Personal information
- Full name: Rubin Dantschotter
- Date of birth: 18 February 1986 (age 40)
- Place of birth: Bruges, Belgium
- Height: 1.85 m (6 ft 1 in)
- Position: Goalkeeper

Youth career
- SV Loppem
- Cercle Brugge

Senior career*
- Years: Team / Apps / (Gls)
- 2005–: Cercle Brugge / 20 / (0)
- 2008–2009: → SK Beveren (loan) / 33 / (0)
- 2011: → KV Oostende (loan)
- 2011–2012: → Sparta Rotterdam (loan)

= Rubin Dantschotter =

Belgian footballer

Rubin Dantschotter (/nl/; born 18 February 1986 in Bruges) is a Belgian professional football player. His position on the field is goalkeeper.

==Club career==
SV Loppem was Dantschotters first team, where he was discovered by Cercle Brugge at an early age. Dantschotter has played several matches for the Belgian national youth teams. He was the back-up goalie for former Belgian international Franky Vandendriessche. But when Vandendriessche retired in 2007, Dantschotter received the shirt with number 1.

Dantschotter debuted for Cercle in a cup match against AA Gent in December 2005, drawing 1-1 and losing after penalties.

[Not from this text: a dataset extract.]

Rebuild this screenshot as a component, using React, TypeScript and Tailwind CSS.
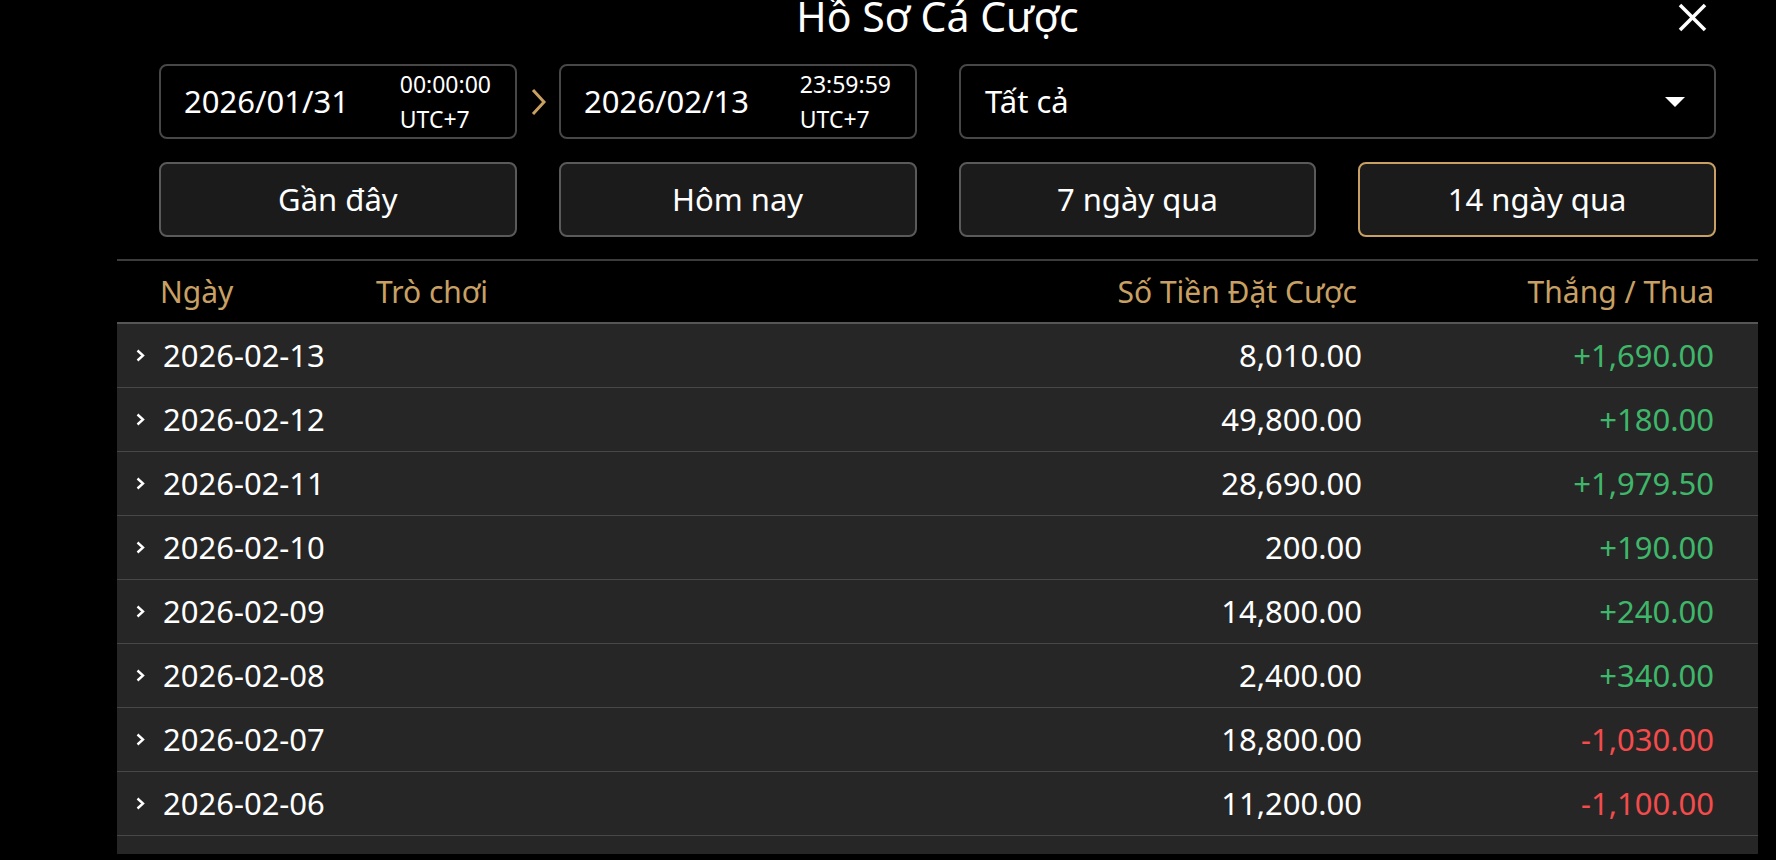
import React from "react";

const rows = [
  { d: "2026-02-13", a: "8,010.00", w: "+1,690.00", win: true },
  { d: "2026-02-12", a: "49,800.00", w: "+180.00", win: true },
  { d: "2026-02-11", a: "28,690.00", w: "+1,979.50", win: true },
  { d: "2026-02-10", a: "200.00", w: "+190.00", win: true },
  { d: "2026-02-09", a: "14,800.00", w: "+240.00", win: true },
  { d: "2026-02-08", a: "2,400.00", w: "+340.00", win: true },
  { d: "2026-02-07", a: "18,800.00", w: "-1,030.00", win: false },
  { d: "2026-02-06", a: "11,200.00", w: "-1,100.00", win: false },
];

function DateBox({ date, time }: { date: string; time: string }) {
  return (
    <div className="w-[358px] h-[75px] rounded-lg border-2 border-[#474747] bg-black flex items-center justify-between pl-[23px] pr-[24px]">
      <span className="text-[31px] leading-none">{date}</span>
      <div className="flex flex-col text-[23px] leading-[35px]">
        <span>{time}</span>
        <span>UTC+7</span>
      </div>
    </div>
  );
}

function QuickBtn({ label, active }: { label: string; active?: boolean }) {
  return (
    <div
      className={
        active
          ? "h-[75px] rounded-lg border-2 border-[#c9a063] bg-[#1b1b1b] flex items-center justify-center text-[31px] leading-none"
          : "h-[75px] rounded-lg border-2 border-[#5a5a5a] bg-[#1b1b1b] flex items-center justify-center text-[31px] leading-none"
      }
    >
      {label}
    </div>
  );
}

export default function App() {
  return (
    <div className="h-[860px] w-full bg-black overflow-hidden font-['Noto_Sans',sans-serif] text-white">
      <div className="ml-[117px] w-[1641px] h-full flex flex-col pb-[6px]">
        <div className="relative h-[64px] flex justify-center shrink-0">
          <h1 className="text-[41px] leading-[41px] -mt-[4px] font-normal">Hồ Sơ Cá Cược</h1>
          <button className="absolute right-[51px] top-[3px] w-[29px] h-[29px]">
            <svg width="29" height="29" viewBox="0 0 29 29">
              <line x1="2" y1="2" x2="27" y2="27" stroke="white" strokeWidth="3.5" />
              <line x1="27" y1="2" x2="2" y2="27" stroke="white" strokeWidth="3.5" />
            </svg>
          </button>
        </div>

        <div className="px-[42px] shrink-0">
          <div className="flex">
            <DateBox date="2026/01/31" time="00:00:00" />
            <div className="w-[42px] flex items-center justify-center">
              <svg width="17" height="28" viewBox="0 0 17 28">
                <polyline points="3,2 14,14 3,26" fill="none" stroke="#c9a063" strokeWidth="3" />
              </svg>
            </div>
            <DateBox date="2026/02/13" time="23:59:59" />
            <div className="ml-[42px] flex-1 h-[75px] rounded-lg border-2 border-[#474747] bg-black flex items-center justify-between pl-[24px] pr-[29px]">
              <span className="text-[31px] leading-none">Tất cả</span>
              <svg width="20" height="10" viewBox="0 0 20 10">
                <polygon points="0,0 20,0 10,10" fill="white" />
              </svg>
            </div>
          </div>
          <div className="grid grid-cols-4 gap-x-[42px] mt-[23px]">
            <QuickBtn label="Gần đây" />
            <QuickBtn label="Hôm nay" />
            <QuickBtn label="7 ngày qua" />
            <QuickBtn label="14 ngày qua" active />
          </div>
        </div>

        <div className="mt-[22px] shrink-0 border-t-2 border-[#3c3c3c] border-b-2 border-b-[#565656] h-[65px] flex items-center pl-[43px] pr-[44px] text-[30px] leading-none text-[#c9a063]">
          <span className="w-[216px]">Ngày</span>
          <span>Trò chơi</span>
          <span className="flex-1 text-right pr-[5px]">Số Tiền Đặt Cược</span>
          <span className="w-[352px] text-right">Thắng / Thua</span>
        </div>

        <div className="flex-1 min-h-0 overflow-hidden bg-[#262626]">
          {rows.map((r) => (
            <div
              key={r.d}
              className="h-[64px] border-b border-[#474747] flex items-center pl-[19px] pr-[44px] text-[31px] leading-none"
            >
              <svg width="9" height="13" viewBox="0 0 9 13" className="shrink-0">
                <polyline points="1.5,1.5 7,6.5 1.5,11.5" fill="none" stroke="white" strokeWidth="2.4" />
              </svg>
              <span className="ml-[18px]">{r.d}</span>
              <span className="flex-1 text-right">{r.a}</span>
              <span className={r.win ? "w-[352px] text-right text-[#3fb76a]" : "w-[352px] text-right text-[#f44b4b]"}>
                {r.w}
              </span>
            </div>
          ))}
          <div className="h-[64px] border-b border-[#474747]" />
        </div>
      </div>
    </div>
  );
}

After the departure of Francky Vandendriessche, Dantschotter was supposed to become first choice goalie. But due to personal problems, newly signed Bram Verbist got his chance at the beginning of the season. Dantschotter got to play the last 7 matches, after an injury of Verbist.

Dantschotter was loaned to second division side SK Beveren in 2008–09. He played on loan for KV Oostende from January to June 2011, and was loaned to Sparta Rotterdam in 2011–12.

He later played for amateur sides SV Koekelare and SW Harelbeke.